11 October 2023
Controlling Qubits at Scale
In our newest paper we demonstrate a way of controlling qubits that can achieve low gate error rates, parallel qubit control & exclusive use of technologies that scale.
Designing architectures for quantum computing is hard because three things must be achieved:
Extremely low gate error rates that stay low as the number of qubits increases.
Parallel qubit control - the ability to perform different operations on all of the qubits at the same time*.
The exclusive use of technologies that can be built at scale and integrated into a single device.
There are many architectures which solve one or two of these challenges but none has yet achieved all three simultaneously.
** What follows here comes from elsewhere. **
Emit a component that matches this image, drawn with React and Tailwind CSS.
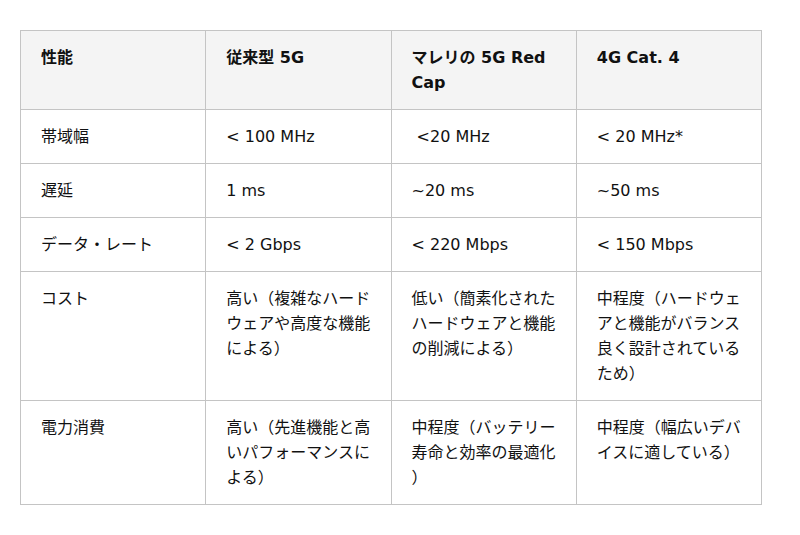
export default function App() {
  const header = ["性能", "従来型 5G", "マレリの 5G Red Cap", "4G Cat. 4"];
  const rows = [
    ["帯域幅", "< 100 MHz", "\u00a0<20 MHz", "< 20 MHz*"],
    ["遅延", "1 ms", "~20 ms", "~50 ms"],
    ["データ・レート", "< 2 Gbps", "< 220 Mbps", "< 150 Mbps"],
    [
      "コスト",
      "高い（複雑なハードウェアや高度な機能による）",
      "低い（簡素化されたハードウェアと機能の削減による）",
      "中程度（ハードウェアと機能がバランス良く設計されているため）",
    ],
    [
      "電力消費",
      "高い（先進機能と高いパフォーマンスによる）",
      "中程度（バッテリー寿命と効率の最適化）",
      "中程度（幅広いデバイスに適している）",
    ],
  ];
  return (
    <div
      className="w-[800px] h-[535px] bg-white pt-[30px] pl-[20px] text-[#111111]"
      style={{ fontFamily: '"DejaVu Sans", "Noto Sans CJK JP", sans-serif' }}
    >
      <table className="w-[742px] table-fixed border-collapse border border-[#e6e6e6] text-[16px] leading-[25px]">
        <thead>
          <tr className="bg-[#f4f4f4]">
            {header.map((h, i) => (
              <th
                key={i}
                className="border border-[#c4c4c4] pl-[20px] pr-[14px] pt-[14px] pb-[14px] text-left align-top font-bold"
              >
                {h}
              </th>
            ))}
          </tr>
        </thead>
        <tbody>
          {rows.map((r, ri) => (
            <tr key={ri}>
              {r.map((c, ci) => (
                <td
                  key={ci}
                  className="border border-[#c4c4c4] pl-[20px] pr-[14px] pt-[14px] pb-[14px] align-top font-normal [line-break:anywhere]"
                >
                  {c}
                </td>
              ))}
            </tr>
          ))}
        </tbody>
      </table>
    </div>
  );
}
In our newest paper, published in Physical Review Letters, we demonstrate a way of controlling qubits that can.
We use a new technique, Forced-Motion Addressing, which makes it possible for large numbers of qubits to be controlled in parallel and with negligible error rates while using only one high-frequency qubit control line. It does this using simple control structures that can be integrated into chips built at scale on standard semiconductor production lines.
Here’s how it works.
The parallel control challenge
Qubits are controlled using high-frequency (either microwave or laser) signals. Most architectures approach the challenge of parallelising qubit control by supplying independent high-frequency signals to each qubit.
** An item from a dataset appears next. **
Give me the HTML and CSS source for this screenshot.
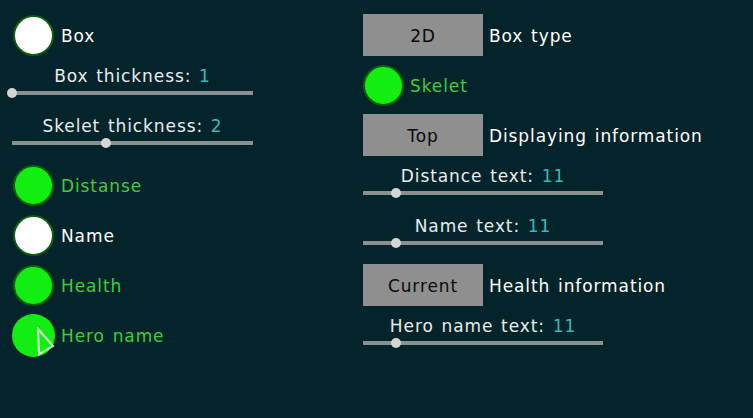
FILE: index.html
```html
<!DOCTYPE html>
<html>
<head>
<meta charset="utf-8">
<link rel="stylesheet" href="styles.css">
</head>
<body>
<div class="page">
  <div class="col col-left">
    <div class="row"><span class="check white"></span><span class="label">Box</span></div>
    <div class="srow">
      <div class="slabel">Box thickness: <span class="val">1</span></div>
      <div class="track"><span class="thumb" style="left:0%"></span></div>
    </div>
    <div class="srow">
      <div class="slabel">Skelet thickness: <span class="val">2</span></div>
      <div class="track"><span class="thumb" style="left:39%"></span></div>
    </div>
    <div class="row"><span class="check on"></span><span class="label green">Distanse</span></div>
    <div class="row"><span class="check white"></span><span class="label">Name</span></div>
    <div class="row"><span class="check on"></span><span class="label green">Health</span></div>
    <div class="row hover-row">
      <span class="check on hover"></span><span class="label green">Hero name</span>
      <svg class="cursor" width="20" height="30" viewBox="0 0 20 30"><polygon points="2,2 17,19 3,27" fill="none" stroke="#d8ffd0" stroke-width="2" stroke-linejoin="miter"/></svg>
    </div>
  </div>
  <div class="col col-right">
    <div class="row"><span class="btn">2D</span><span class="label">Box type</span></div>
    <div class="row"><span class="check on"></span><span class="label green">Skelet</span></div>
    <div class="row"><span class="btn">Top</span><span class="label">Displaying information</span></div>
    <div class="srow">
      <div class="slabel">Distance text: <span class="val">11</span></div>
      <div class="track"><span class="thumb" style="left:13.75%"></span></div>
    </div>
    <div class="srow">
      <div class="slabel">Name text: <span class="val">11</span></div>
      <div class="track"><span class="thumb" style="left:13.75%"></span></div>
    </div>
    <div class="row"><span class="btn">Current</span><span class="label">Health information</span></div>
    <div class="srow">
      <div class="slabel">Hero name text: <span class="val">11</span></div>
      <div class="track"><span class="thumb" style="left:13.75%"></span></div>
    </div>
  </div>
</div>
</body>
</html>
```
FILE: styles.css
```css
html, body {
  margin: 0;
  padding: 0;
  background: #03242a;
  height: 100%;
}
body {
  font-family: "DejaVu Sans", sans-serif;
  font-size: 17px;
  letter-spacing: 0.9px;
  word-spacing: 1.5px;
  color: #ffffff;
}
.page {
  display: flex;
  padding-top: 10px;
}
.col-left {
  margin-left: 12px;
  width: 241px;
}
.col-right {
  margin-left: 110px;
  width: 360px;
}
.row {
  height: 50px;
  display: flex;
  align-items: center;
  position: relative;
}
.label {
  padding-top: 1px;
  margin-left: 7px;
}
.check {
  width: 41px;
  height: 41px;
  box-sizing: border-box;
  border-radius: 50%;
  border: 2px solid #0b5e0b;
  flex: none;
}
.col-left .check { margin-left: 1px; }
.check.white { background: #ffffff; }
.check.on { background: #12ee12; }
.check.hover {
  width: 43px;
  height: 43px;
  border: none;
  margin-left: 0;
}
.col-left .hover-row .label { margin-left: 6px; }
.col-right .label { margin-left: 6px; }
.green { color: #3dcf3d; }
.btn {
  width: 120px;
  height: 42px;
  background: #8f8f8f;
  color: #0a0a0a;
  display: flex;
  align-items: center;
  justify-content: center;
  flex: none;
  padding-top: 1px;
  box-sizing: border-box;
}
.srow {
  height: 50px;
  display: flex;
  flex-direction: column;
  align-items: stretch;
}
.col-right .srow { width: 240px; }
.slabel {
  height: 30px;
  line-height: 32px;
  text-align: center;
  color: #e8ecec;
}
.val { color: #3ab8b8; }
.track {
  position: relative;
  height: 4px;
  margin-top: 1px;
  background: #8a8f8f;
}
.thumb {
  position: absolute;
  top: -3px;
  width: 10px;
  height: 10px;
  margin-left: -5px;
  border-radius: 50%;
  background: #d4d6d6;
}
.cursor {
  position: absolute;
  left: 24px;
  top: 17px;
}
```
This approach works well for small processors where non-scalable techniques can be used, such as connecting one coaxial cable to the chip per qubit or shooting lasers over the surface of the chip. However, it becomes extremely challenging to make this approach work at scale and with low error rates for two reasons.
First: crosstalk. Interference between all the high-frequency signals makes it hard to keep errors low as the number of qubits increases.
Second, it is incredibly hard to build chips which implement these architectures at scale:
Just connecting thousands of microwave or optical signals to a chip is beyond the cutting edge of existing packaging technology - and that’s before one starts thinking about where those signals come from and how they get to the chip.
How does one fit all of the structures required to deliver these signals to the qubits into a crowded chip while managing cross-talk?
The power dissipated by all of these high-frequency signals needs to be managed and removed from the chips.
We need another way.
(a) A typical parallel qubit control architecture, with independent control structures and sources for each qubit. (b) The Forced-Motion Addressing architecture, where the qubits are controlled using a single high-frequency line combined with localised low-frequency electric fields.
Our approach introduces a new paradigm for qubit control, allowing a single high-frequency structure to control large numbers of qubits in parallel. It does this by leveraging another form of parallel control that’s already built into ion trap chips but not normally used for the qubit states: the electric fields used to trap ions and move them around the chip.
These electric fields are created by applying low-frequency voltages to trapping electrodes built into the ion-trap chip. These electrodes are engineered to allow individual ions to be moved around in parallel and with low cross-talk.
Crucially, the fact that these signals are low frequency and produced by small voltages makes them vastly easier to integrate at scale and with low cross-talk than the high-frequency qubit control signals. They dissipate almost no power and, thanks to our WISE architecture, we know how to build and wire them up at scale.
To date no one has used trapping electrodes for qubit control because ion qubits respond to magnetic not electric fields. This is where our new technique comes in: we use the trapping electrodes like switches to locally control the interaction between each qubit and a single, shared high-frequency line. As a result, even though all qubits see the same control field, their interaction with it is controlled by the electric fields.
The technique works by applying small (millivolt) oscillating voltages to the trapping electrodes to make the ions vibrate backwards and forwards inside the trap. These vibrations change how the ions respond to the high-frequency control field. As a result, the trapping electrodes can provide fully localised control of the qubits, despite the high-frequency qubit-control field being shared between all qubits.
Forced-Motion Addressing lets a single high-frequency line do all the heavy lifting for an entire chip, with small localised voltages telling each ion what gates to do in response. By reusing the transport electrodes for qubit control, it lets us achieve full parallel control while adding only minimal extra complexity to our chips.
Integrating large numbers of voltages into chips while managing interference is a well-solved problem in the microelectronics industry, and one that has already been solved to make the ion traps work.
If you’re interested to go deeper into how the technology works, read our paper, Coherent Control of Trapped-Ion Qubits with Localized Electric Fields
Built for scale
The real test of a quantum architecture is whether big computers are made from “more of the same” stuff that small computers are made of. Afterall, the purpose of building today’s small-scale quantum computers is to pave the way for tomorrow’s quantum supercomputers, but this only works if they’re built the same way and reach the same error rates.
Ion traps are the leading approach to quantum computing and have some of the most mature architectures around. Yet, large numbers of high-power, free-space laser beams and other non-scalable technologies still play critical roles in roadmaps. Not ours! A focus on building technology that scales is the heart of everything we do at Oxford Ionics.
*There is some nuance about exactly what one means by “at the same time”. Long story short, if the time it takes to perform a gate on each qubit increases linearly or worse with the number of qubits, it doesn’t count as parallel.